▶ _Work instructions_
Up to and including the line that contains "FaTh, FaShoppingCart, FaSearch", write out each line of the material from its first line, exactly.

════════════════════

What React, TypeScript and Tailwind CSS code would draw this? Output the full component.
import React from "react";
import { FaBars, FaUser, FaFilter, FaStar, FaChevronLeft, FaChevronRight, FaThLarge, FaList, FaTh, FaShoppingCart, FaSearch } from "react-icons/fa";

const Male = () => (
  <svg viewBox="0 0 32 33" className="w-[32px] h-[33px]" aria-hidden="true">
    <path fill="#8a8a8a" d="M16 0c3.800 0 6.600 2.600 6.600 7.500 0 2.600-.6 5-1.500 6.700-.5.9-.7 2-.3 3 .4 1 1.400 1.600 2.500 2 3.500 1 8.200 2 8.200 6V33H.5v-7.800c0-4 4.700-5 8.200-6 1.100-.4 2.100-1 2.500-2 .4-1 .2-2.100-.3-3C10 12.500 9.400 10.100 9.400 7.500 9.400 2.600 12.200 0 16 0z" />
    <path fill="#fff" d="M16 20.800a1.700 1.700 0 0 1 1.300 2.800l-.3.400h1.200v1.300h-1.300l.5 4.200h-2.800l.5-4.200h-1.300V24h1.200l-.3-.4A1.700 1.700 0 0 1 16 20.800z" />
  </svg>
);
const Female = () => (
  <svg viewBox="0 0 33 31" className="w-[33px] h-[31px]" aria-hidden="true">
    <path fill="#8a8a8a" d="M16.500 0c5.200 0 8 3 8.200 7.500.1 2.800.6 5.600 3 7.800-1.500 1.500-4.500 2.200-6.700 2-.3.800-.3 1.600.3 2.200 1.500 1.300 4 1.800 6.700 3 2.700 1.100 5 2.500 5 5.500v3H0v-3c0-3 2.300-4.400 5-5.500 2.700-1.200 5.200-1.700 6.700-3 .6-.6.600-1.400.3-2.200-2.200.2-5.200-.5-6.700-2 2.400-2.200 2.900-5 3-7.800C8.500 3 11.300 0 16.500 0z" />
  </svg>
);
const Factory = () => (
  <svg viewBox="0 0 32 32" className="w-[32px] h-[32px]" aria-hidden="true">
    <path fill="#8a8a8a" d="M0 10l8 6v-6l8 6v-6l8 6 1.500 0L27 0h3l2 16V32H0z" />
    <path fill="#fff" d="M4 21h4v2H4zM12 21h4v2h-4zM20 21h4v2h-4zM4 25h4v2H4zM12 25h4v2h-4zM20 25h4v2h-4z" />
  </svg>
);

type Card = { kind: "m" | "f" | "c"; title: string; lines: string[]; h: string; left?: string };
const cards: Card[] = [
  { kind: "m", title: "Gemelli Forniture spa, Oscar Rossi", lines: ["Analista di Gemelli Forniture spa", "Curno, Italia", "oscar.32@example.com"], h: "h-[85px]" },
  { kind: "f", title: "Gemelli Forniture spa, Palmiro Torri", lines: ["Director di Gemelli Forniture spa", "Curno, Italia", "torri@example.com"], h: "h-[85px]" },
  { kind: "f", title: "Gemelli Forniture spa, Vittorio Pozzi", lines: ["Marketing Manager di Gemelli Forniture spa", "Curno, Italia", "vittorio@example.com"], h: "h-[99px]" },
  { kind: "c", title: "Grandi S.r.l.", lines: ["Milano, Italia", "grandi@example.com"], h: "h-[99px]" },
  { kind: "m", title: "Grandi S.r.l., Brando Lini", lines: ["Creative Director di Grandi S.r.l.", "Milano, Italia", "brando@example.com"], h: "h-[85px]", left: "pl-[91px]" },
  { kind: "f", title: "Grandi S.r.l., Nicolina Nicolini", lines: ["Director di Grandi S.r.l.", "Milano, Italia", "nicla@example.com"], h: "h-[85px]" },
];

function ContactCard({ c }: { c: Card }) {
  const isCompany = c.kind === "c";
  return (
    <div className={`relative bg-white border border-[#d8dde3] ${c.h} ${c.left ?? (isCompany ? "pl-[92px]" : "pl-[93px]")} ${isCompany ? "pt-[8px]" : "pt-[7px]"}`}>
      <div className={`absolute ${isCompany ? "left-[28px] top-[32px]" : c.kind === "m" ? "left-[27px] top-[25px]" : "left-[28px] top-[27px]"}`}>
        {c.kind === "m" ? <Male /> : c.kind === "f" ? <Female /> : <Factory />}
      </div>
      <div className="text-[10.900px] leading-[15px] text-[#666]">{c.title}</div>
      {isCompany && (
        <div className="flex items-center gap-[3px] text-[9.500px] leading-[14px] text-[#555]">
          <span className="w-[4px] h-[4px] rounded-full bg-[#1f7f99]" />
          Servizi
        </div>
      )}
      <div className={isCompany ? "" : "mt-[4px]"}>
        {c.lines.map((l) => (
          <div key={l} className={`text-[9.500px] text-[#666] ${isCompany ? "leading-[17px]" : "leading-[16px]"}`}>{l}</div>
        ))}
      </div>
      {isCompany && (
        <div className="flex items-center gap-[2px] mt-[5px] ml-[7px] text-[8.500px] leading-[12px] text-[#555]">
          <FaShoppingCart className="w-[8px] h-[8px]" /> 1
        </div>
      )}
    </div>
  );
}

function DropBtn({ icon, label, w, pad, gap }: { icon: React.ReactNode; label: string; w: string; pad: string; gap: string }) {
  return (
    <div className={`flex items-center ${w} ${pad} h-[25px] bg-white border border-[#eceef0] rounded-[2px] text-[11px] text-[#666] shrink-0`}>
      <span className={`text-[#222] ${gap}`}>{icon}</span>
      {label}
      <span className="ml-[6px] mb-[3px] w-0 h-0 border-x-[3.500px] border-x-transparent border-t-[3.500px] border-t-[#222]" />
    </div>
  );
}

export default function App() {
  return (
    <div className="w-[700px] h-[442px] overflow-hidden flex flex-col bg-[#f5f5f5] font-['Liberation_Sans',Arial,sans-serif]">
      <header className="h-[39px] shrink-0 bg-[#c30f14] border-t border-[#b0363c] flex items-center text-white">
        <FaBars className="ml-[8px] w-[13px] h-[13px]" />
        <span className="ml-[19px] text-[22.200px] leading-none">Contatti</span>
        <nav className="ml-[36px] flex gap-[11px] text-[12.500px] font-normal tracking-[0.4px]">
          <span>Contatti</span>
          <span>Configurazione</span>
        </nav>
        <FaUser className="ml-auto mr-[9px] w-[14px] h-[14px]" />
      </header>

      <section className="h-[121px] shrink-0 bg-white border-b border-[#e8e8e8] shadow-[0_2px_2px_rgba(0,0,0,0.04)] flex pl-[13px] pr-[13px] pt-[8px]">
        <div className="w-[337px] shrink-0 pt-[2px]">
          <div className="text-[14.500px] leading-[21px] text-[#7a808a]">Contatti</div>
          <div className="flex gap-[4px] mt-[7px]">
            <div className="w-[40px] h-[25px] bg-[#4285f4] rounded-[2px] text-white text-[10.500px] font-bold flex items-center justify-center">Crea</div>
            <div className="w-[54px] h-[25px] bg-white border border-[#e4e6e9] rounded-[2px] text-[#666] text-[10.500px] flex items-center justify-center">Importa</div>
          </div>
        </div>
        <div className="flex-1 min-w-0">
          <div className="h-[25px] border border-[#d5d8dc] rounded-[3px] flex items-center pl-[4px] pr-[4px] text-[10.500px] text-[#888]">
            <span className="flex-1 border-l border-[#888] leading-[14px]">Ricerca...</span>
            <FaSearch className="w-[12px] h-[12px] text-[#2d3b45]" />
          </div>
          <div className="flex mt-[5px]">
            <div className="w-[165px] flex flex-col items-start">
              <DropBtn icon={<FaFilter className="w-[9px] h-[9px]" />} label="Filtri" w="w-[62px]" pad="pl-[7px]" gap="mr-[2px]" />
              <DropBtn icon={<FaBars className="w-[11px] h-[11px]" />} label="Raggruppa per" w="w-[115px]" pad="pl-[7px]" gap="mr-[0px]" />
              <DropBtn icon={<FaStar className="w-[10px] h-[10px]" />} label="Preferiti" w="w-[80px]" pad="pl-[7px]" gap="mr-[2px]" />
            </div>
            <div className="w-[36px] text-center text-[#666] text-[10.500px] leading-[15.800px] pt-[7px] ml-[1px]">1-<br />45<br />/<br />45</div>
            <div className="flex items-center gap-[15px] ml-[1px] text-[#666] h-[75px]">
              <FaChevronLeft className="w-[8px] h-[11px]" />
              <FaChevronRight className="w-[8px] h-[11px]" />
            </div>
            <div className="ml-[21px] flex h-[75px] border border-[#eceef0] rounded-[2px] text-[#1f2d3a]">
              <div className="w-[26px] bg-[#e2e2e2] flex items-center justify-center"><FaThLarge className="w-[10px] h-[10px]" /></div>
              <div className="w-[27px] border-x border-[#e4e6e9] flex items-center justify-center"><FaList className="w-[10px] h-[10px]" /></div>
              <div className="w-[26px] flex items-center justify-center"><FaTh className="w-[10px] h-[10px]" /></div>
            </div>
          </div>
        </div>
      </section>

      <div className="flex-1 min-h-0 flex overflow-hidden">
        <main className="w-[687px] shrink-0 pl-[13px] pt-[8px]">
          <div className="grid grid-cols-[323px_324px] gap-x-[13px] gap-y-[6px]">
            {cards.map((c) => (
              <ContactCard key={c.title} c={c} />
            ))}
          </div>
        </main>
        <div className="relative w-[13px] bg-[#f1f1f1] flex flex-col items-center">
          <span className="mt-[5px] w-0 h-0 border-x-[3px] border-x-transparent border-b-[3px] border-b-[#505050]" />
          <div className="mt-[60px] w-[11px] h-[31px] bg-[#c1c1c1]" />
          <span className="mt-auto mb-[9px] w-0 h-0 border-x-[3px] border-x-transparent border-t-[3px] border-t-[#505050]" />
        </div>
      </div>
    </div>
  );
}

════════════════════

▶ _Result_
What React, TypeScript and Tailwind CSS code would draw this? Output the full component.
import React from "react";
import { FaBars, FaUser, FaFilter, FaStar, FaChevronLeft, FaChevronRight, FaThLarge, FaList, FaTh, FaShoppingCart, FaSearch } from "react-icons/fa";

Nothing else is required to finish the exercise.